Jan 31 Wall Street Journal story
Jan 31 HHS news release
Jan 30 Politico story
Study highlights Zika, dengue, chikungunya co-infection
A study yesterday in BMC Infectious Diseases reports three cases of patients at the Colombian-Venezuelan border infected with the related Zika, dengue, and chikungunya viruses simultaneously, as well as frequent co-infection with any two of the viruses.
Colombian investigators assessed 157 blood samples from patients with fever and other symptoms consistent with dengue. Eighty-two patients tested positive for one or more viruses: 47 (29.9%) for chikungunya, 33 (21.0%) for dengue, and 29 (18.5%) for Zika.
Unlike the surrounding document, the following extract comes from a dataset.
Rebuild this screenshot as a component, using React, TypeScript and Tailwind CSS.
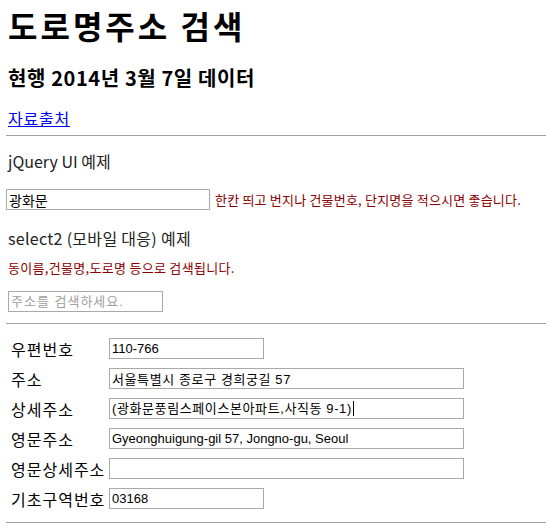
const rows = [
  { label: "우편번호", value: "110-766", wide: false },
  { label: "주소", value: "서울특별시 종로구 경희궁길 57", wide: true, hangul: true },
  { label: "상세주소", value: "(광화문풍림스페이스본아파트,사직동 9-1)", wide: true, focused: true, hangul: true },
  { label: "영문주소", value: "Gyeonghuigung-gil 57, Jongno-gu, Seoul", wide: true },
  { label: "영문상세주소", value: "", wide: true },
  { label: "기초구역번호", value: "03168", wide: false },
];

const field =
  "h-[21px] border border-[#a9a9a9] bg-white px-[2px] text-[13px] leading-[19px] text-black font-['Liberation_Sans','Noto_Sans_CJK_KR',sans-serif] outline-none";

export default function App() {
  return (
    <main className="min-h-screen bg-white text-black font-['Noto_Sans_CJK_KR','Liberation_Sans',sans-serif]">
      <section className="pl-2">
        <h1 className="pt-[7px] text-[32px] font-bold leading-[36px] tracking-[3px]">도로명주소 검색</h1>
        <h2 className="mt-[23px] text-[20px] font-bold leading-[24px] tracking-[0.6px]">현행 2014년 3월 7일 데이터</h2>
        <a href="#" className="mt-[18px] block w-fit text-[16px] leading-[20px] tracking-[0.75px] text-[#0000ee] underline">
          자료출처
        </a>
      </section>

      <hr className="ml-[6px] mt-[7px] border-0 border-t border-[#a0a0a0]" />

      <section className="pl-2">
        <p className="mt-[15px] text-[16px] leading-[20px] text-[#222]">jQuery UI 예제</p>
        <div className="mt-[18px] -ml-[2px] flex items-center gap-[5px]">
          <input readOnly value="광화문" className={`${field} w-[204px] text-[14px]`} />
          <span className="text-[13px] leading-[16px] tracking-[0.2px] text-[#8b0000]">
            한칸 띄고 번지나 건물번호, 단지명을 적으시면 좋습니다.
          </span>
        </div>
        <p className="mt-[18px] text-[16px] leading-[20px] tracking-[0.3px] text-[#222]">select2 (모바일 대응) 예제</p>
        <p className="mt-[12px] text-[13px] leading-[16px] tracking-[0.3px] text-[#8b0000]">동이름,건물명,도로명 등으로 검색됩니다.</p>
        <input
          readOnly
          placeholder="주소를 검색하세요."
          className={`${field} mt-[15px] block w-[155px] tracking-[1px] placeholder:text-[#a0a0a0]`}
        />
      </section>

      <hr className="ml-[6px] mt-[11px] border-0 border-t border-[#a0a0a0]" />

      <section className="mt-[14px] flex flex-col gap-[9px] pl-[11px]">
        {rows.map((row) => (
          <div key={row.label} className="flex items-center">
            <span className="w-[98px] text-[16px] leading-[20px] tracking-[1px]">{row.label}</span>
            {row.focused ? (
              <div className={`${field} flex w-[355px] items-center border-[#7aa5d8] tracking-[0.6px]`}>
                <span>{row.value}</span>
                <span className="ml-px h-[15px] w-px bg-black" />
              </div>
            ) : (
              <input
                readOnly
                value={row.value}
                className={`${field} ${row.wide ? "w-[355px]" : "w-[155px]"} ${row.hangul ? "tracking-[0.6px]" : ""}`}
              />
            )}
          </div>
        ))}
      </section>

      <hr className="ml-[6px] mt-[13px] border-0 border-t border-[#a0a0a0]" />
    </main>
  );
}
In addition, 7.6% were infected with both dengue and chikungunya viruses, 6.4% with dengue and Zika, and 5.1% with chikungunya and Zika, with attack rates of 14.9, 12.4, and 9.9 cases per 100,000 inhabitants, respectively.
Three patients (1.9%) were co-infected with all three of the mosquito-borne viruses, for an attack rate of 5.0 cases per 100,000 inhabitants.
The authors conclude, "It is necessary to improve the differential diagnosis in patients with acute febrile syndrome and to study the possible consequences of this epidemiological overview of the clinical outcomes of these diseases in endemic regions."
In a related study in Emerging Infectious Diseases, French Polynesian and French researchers determined that dengue virus seroprevalence (antibodies in blood) was more than 83% in the general population of French Polynesia and around 60% in schoolchildren in 2014 and 2015. And chikungunya virus seroprevalence was less than 3% before Zika virus emerged on the archipelago in 2013 but 76% afterward.
Jan 30 BMC Infect Dis study
Jan 30 Emerg Infect Dis report
PAHO details continued malaria rise in Americas region last year
In a snapshot of malaria activity in the Americas in 2017, the Pan American Health Organization (PAHO) said yesterday that cases showed a rise, continuing an increasing trend observed since 2015.
In 2017, five countries reported an increase in malaria cases: Brazil, Ecuador, Mexico, Nicaragua, and Venezuela. Also, Cuba and Costa Rica reported local cases, and Honduras reported illnesses from areas where the disease hadn't been detected recently.
Brazil, for example, reported 174,522 cases from January through November of 2017, a steep rise from 117,832 cases reported during the same period in 2016. Much of the activity was in states that were hot spots in 2016, with the exception of Mato Grosso. The hardest-hit areas in 2017 were Amazonas, Para, and Acre states.
PAHO in early 2017 warned of the threat of increasing malaria cases and the potential for the disease to become reestablished in areas where transmission had been interrupted. It said member states responded based on PAHO's alert, but the further rise in 2017 shows that challenges and gaps in the response remain.
For 2018, PAHO urged endemic countries to intensify surveillance, improve diagnosis and treatment capacity, and to periodically analyze data to identify clusters to help target the medical response. It advised officials in areas with low transmission to quickly investigate new cases so that steps can be taken to interrupt transmission establishment or reestablishment.